There is a museum of the history of Biarritz that we visited our second day. It contains a wide assortment of items in a hodge-podge arrangement, but nothing of particular interest to either of our primary interests. From there we drove back to Bayonne and went to the municipal library. There Debbie was able to find a lot of materials that they allowed us to photocopy. The process was a bit odd. You need to get the card with a max allowed on the one time use card…

by depositing Euro coins in the box on the right. Then you insert the card into the little machine between to its left. That enables you to make the copies.

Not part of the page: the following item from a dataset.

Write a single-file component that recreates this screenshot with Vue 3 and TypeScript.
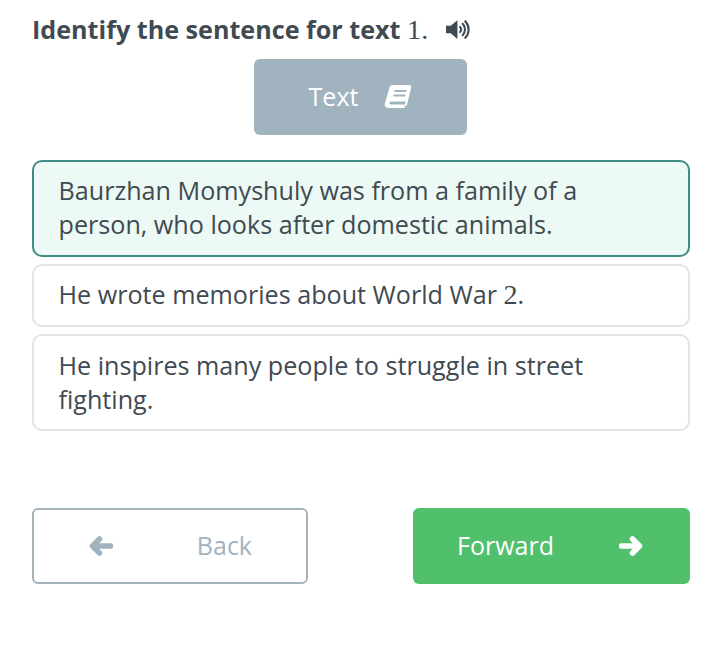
<script setup lang="ts">
interface Answer {
  id: number
  label: string
  num?: string
  tail?: string
  selected?: boolean
}

const answers: Answer[] = [
  { id: 1, label: 'Baurzhan Momyshuly was from a family of a person, who looks after domestic animals.', selected: true },
  { id: 2, label: 'He wrote memories about World War ', num: '2', tail: '.' },
  { id: 3, label: 'He inspires many people to struggle in street fighting.' }
]
</script>

<template>
  <div class="page">
    <div class="title">
      <span>Identify the sentence for text <span class="num">1.</span></span>
      <svg class="speaker" viewBox="0 0 24 20" width="25" height="21">
        <path d="M0 6.500h4.500L11 1V19L4.500 13.500H0z" fill="#3f4a52" />
        <path d="M13.500 7.500a3.500 3.500 0 0 1 0 5" fill="none" stroke="#3f4a52" stroke-width="2" stroke-linecap="round" />
        <path d="M16 4.500a8 8 0 0 1 0 11" fill="none" stroke="#3f4a52" stroke-width="2" stroke-linecap="round" />
        <path d="M18.500 2a11.500 11.500 0 0 1 0 16" fill="none" stroke="#3f4a52" stroke-width="2" stroke-linecap="round" />
      </svg>
    </div>

    <div class="text-row">
      <button type="button" class="text-btn">
        <span>Text</span>
        <svg viewBox="0 0 28 25" width="28" height="25">
          <path d="M8.500 1h16.500c1.600 0 2.600 1 2.200 2.500l-4 16.500c-.3 1.200-1 2-2 2.400l-.3-1.700 .7-3.200H7.500c-2.400 0-2.800 2.800-.8 3h14.300l-.6 3.500H4.500C1.500 24 .3 21.800 .9 19.300L5.500 3.500C6 2 7 1 8.500 1z" fill="#fff" />
          <path d="M10.500 7h12M9.500 11.500h12" stroke="#a0b3bf" stroke-width="2" />
        </svg>
      </button>
    </div>

    <div class="answers">
      <div v-for="a in answers" :key="a.id" class="answer" :class="{ selected: a.selected }">
        {{ a.label }}<span v-if="a.num" class="num">{{ a.num }}</span>{{ a.tail }}
      </div>
    </div>

    <div class="nav">
      <button type="button" class="nav-btn back">
        <svg viewBox="0 0 24 22" width="24" height="22">
          <path d="M10.500 4 3.500 11l7 7M5 11h16.500" fill="none" stroke="#a0b3bf" stroke-width="5.500" stroke-linecap="round" stroke-linejoin="round" />
        </svg>
        <span>Back</span>
      </button>
      <button type="button" class="nav-btn forward">
        <span>Forward</span>
        <svg viewBox="0 0 24 22" width="24" height="22">
          <path d="M13.500 4l7 7-7 7M19 11H2.500" fill="none" stroke="#fff" stroke-width="5.500" stroke-linecap="round" stroke-linejoin="round" />
        </svg>
      </button>
    </div>
  </div>
</template>

<style>
html, body {
  background: #fff;
}
</style>

<style scoped>
.page {
  box-sizing: border-box;
  width: 707px;
  height: 657px;
  padding: 12px 17px 0 32px;
  font-family: "Open Sans", "Noto Sans", sans-serif;
  color: #3f4a52;
}
.title {
  display: flex;
  align-items: center;
  gap: 18px;
  height: 34px;
  font-size: 25.150px;
  font-weight: 700;
}
.num {
  font-family: "Liberation Serif", serif;
  font-weight: 400;
  font-size: 1.120em;
  line-height: 0;
}
.speaker {
  flex: none;
  margin-top: 1px;
}
.text-row {
  display: flex;
  justify-content: center;
  margin-top: 13px;
  padding-right: 1px;
}
.text-btn {
  display: flex;
  align-items: center;
  justify-content: center;
  gap: 26px;
  width: 213px;
  height: 76px;
  padding: 0 0 2px;
  border: 0;
  border-radius: 6px;
  background: #a0b3bf;
  color: #fff;
  font: inherit;
  font-size: 25px;
}
.answers {
  display: flex;
  flex-direction: column;
  gap: 7px;
  margin-top: 25px;
}
.answer {
  box-sizing: border-box;
  padding: 11px 25px 14px 24.500px;
  border: 2px solid #e1e5e8;
  border-radius: 10px;
  font-size: 25.150px;
  line-height: 34px;
}
.answer:last-child {
  padding-top: 12px;
  padding-bottom: 13px;
}
.answer.selected {
  border-color: #3f8b86;
  background: #edf9f4;
}
.nav {
  display: flex;
  justify-content: space-between;
  margin-top: 77px;
}
.nav-btn {
  box-sizing: border-box;
  display: flex;
  align-items: center;
  height: 76px;
  padding-bottom: 3px;
  border-radius: 6px;
  font: inherit;
  font-size: 25px;
}
.nav-btn svg {
  margin-top: 1px;
}
.back {
  width: 276px;
  padding-left: 55px;
  padding-right: 54px;
  justify-content: space-between;
  border: 2px solid #a4b3bb;
  background: #fff;
  color: #a0b3bf;
}
.forward {
  width: 277px;
  padding-left: 44px;
  padding-right: 47px;
  justify-content: space-between;
  border: 0;
  background: #50c06c;
  color: #fff;
}
</style>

Mark did not have enough coins so he had to search in town for a bank that would give him change. People did not understand that he did not want to “change money” (i.e. dollars to euros), but wanted to “get change.” His French was severely taxed, and he was surprised at how many “banking” types of institutions could not give him change.
In the end he was able to get enough coins for us to make copies of every document we could find that dealt with Jews and/or chocolate in the the Biarritz/Bayonne area. Some of these are copies of older geneological works or lists of who had what kinds of businesses or chapters of the book by Henri Leon who wrote a book about the history of the Jews in Bayonne. Of course, all of this is in French and it will take some time to digest.

Just outside the library we found a cute idea we’ve seen in a couple other cities, but, so far, only in France.

Synagogues

Biarritz

At one time in the early 1900s Biarritz had a significant Jewish population. One or two blocks inland from the coast and close to the center is the Orthodox church. Two more blocks in from there, we found the little synagogue.

From the outside, the synagogue seems like it could hold only a few hundred people. So, clearly a very small proportion of the Jewish population was ever deeply involved when it was built in 1904. The “motto,” from Leviticus 19:19 is “Love your neighbor as yourself.”

Bayonne

Jews were not allowed to live in Bayonne until modern times. Earlier, they lived in St. Esprit, the town across the Adour river where they had a synagogue and a cemetery.

Someone seems to use this synagogue for something. There is a current mezuzzah on the doorway of the gate house.

While we were there some kind of small police action occurred. One undercover female officer and four male officers in uniform checked out the area.
Across the street is a building that (at one time?) was an institute for the poor and sick “Israelites”.



Cemetery

A couple of kilometers away we found the local cemetery. There, though the gate was locked, Mark was able to take some photos through the fence around it. The dark reddish brown headstones in the distant right of the photo are fairly recent.

The fence is one of those old stone walls that at one time had broken glass embedded in the cement. Here the glass has almost entirely broken off at the cement level and mosses have grown in the space between the glass and the cement making an unusual combination.

The Basque Museum of Bayonne

Debbie had wanted to see this museum. We were, indeed, impressed by the presentation of the materials collected even though we could not read any of the labels. We found a few objects of special interest to us including a couple of portraits of consequential merchant Jewish residents of the area from the 18th century as well as Basque tools for chocolate making.
The rooms which usually display some of the musuem’s collection of local Judaica exhibited instead a show about the 70th anniversary of the bombing of Guernica.

One of the “ur-texts” about Jews, chocolate and Bayonne refers to Abraham Andrade who lived on Orbe Street…

…in a building that may have looked like this:

to make chocolate, even though Jews were not (at the time) permitted to make chocolate there.

Bayonne and Biarritz are still part of the Basque country which includes the costal cities we visited such as Santander, Bilbao and Donostia/San Sebastian along the Spanish coast, and reaches fairly deep into the mountain country of the Pyrenees. For some reason, the French Basque people do not seem to exhibit the same national intensity as do their counterparts in Spain. Nonetheless, you can still see many indicators of Basque identity in France, from the Basque museum, Basque folk-art stores, the Basque cross on all kinds of objects,

and, even a font (or style of lettering) that seems reserved for any and all things Basque:




On the Road Again

Before we left for our next destination we went to the local Carrefours to get an adapter for France (the one given to us by the good people in the Sheraton in Cairo works in Spain, but not France) and a few other necessities. We were a bit surprised to see an entire, though admittedly small, refrigerated section of kosher foods.

We don’t know who the intended market is.